You, in the kitchen, how you hug your mother
in that slightly embarrassed way,
your mother who has driven you to practices,

watched your games, cheered for you,
made you cheese sandwiches
when that was all you would eat.

You tilt your head over hers, your body
a kind of shelter while the sloppy and exquisite world
waits for you just outside the front door.

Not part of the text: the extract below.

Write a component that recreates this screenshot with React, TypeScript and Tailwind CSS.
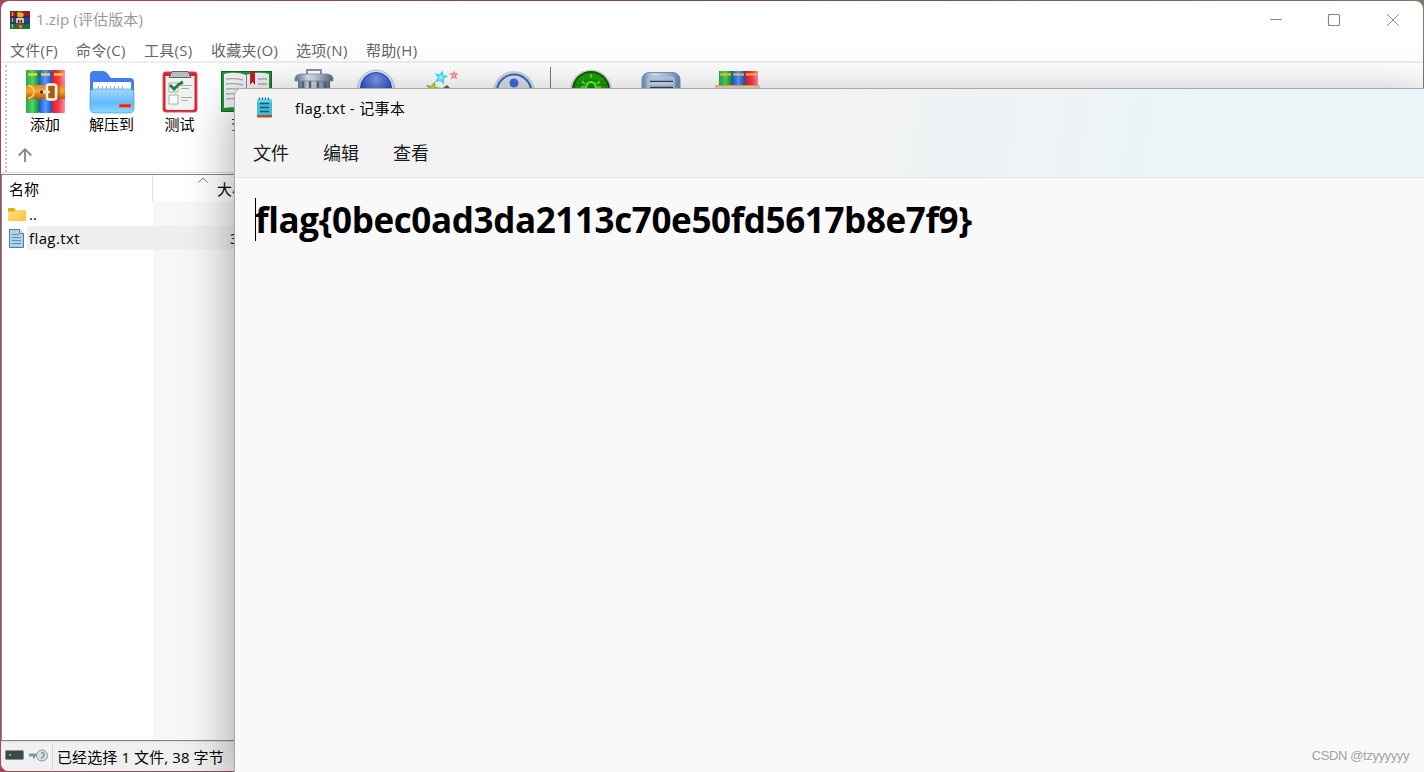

Born and raised in Indiana, Suzy Harris has lived her adult life in Portland, Oregon. This year she published a chapbook called Listening in the Dark (The Poetry Box) about her journey through hearing loss and learning to hear again with cochlear implants.

Rosalie Hendon

At Home on a Snowy Day

I remember last winter
a day of thick snow, a Saturday.
We didn’t have to go anywhere.
No scraping off the car windshield,
no stiff fingers on the steering wheel.
Holed up, cozy inside.
Car peaceful under a blanket of snow.
We left once because we wanted,
to the coffee house at the end of the street.
We fit our feet in the footsteps of strangers.
The frozen waves roiling down the block
reached as high as our knees.

Rosalie Hendon is an environmental planner living in Columbus, Ohio with her husband and many house plants. She started a virtual poetry group in 2020 during quarantine that has collectively written over 200 poems. Her work is published in Change Seven, Call Me [Brackets], Superpresent, Fleas on the Dog, and Red Eft, among others. Rosalie is inspired by ecology, relationships, and stories passed down through generations.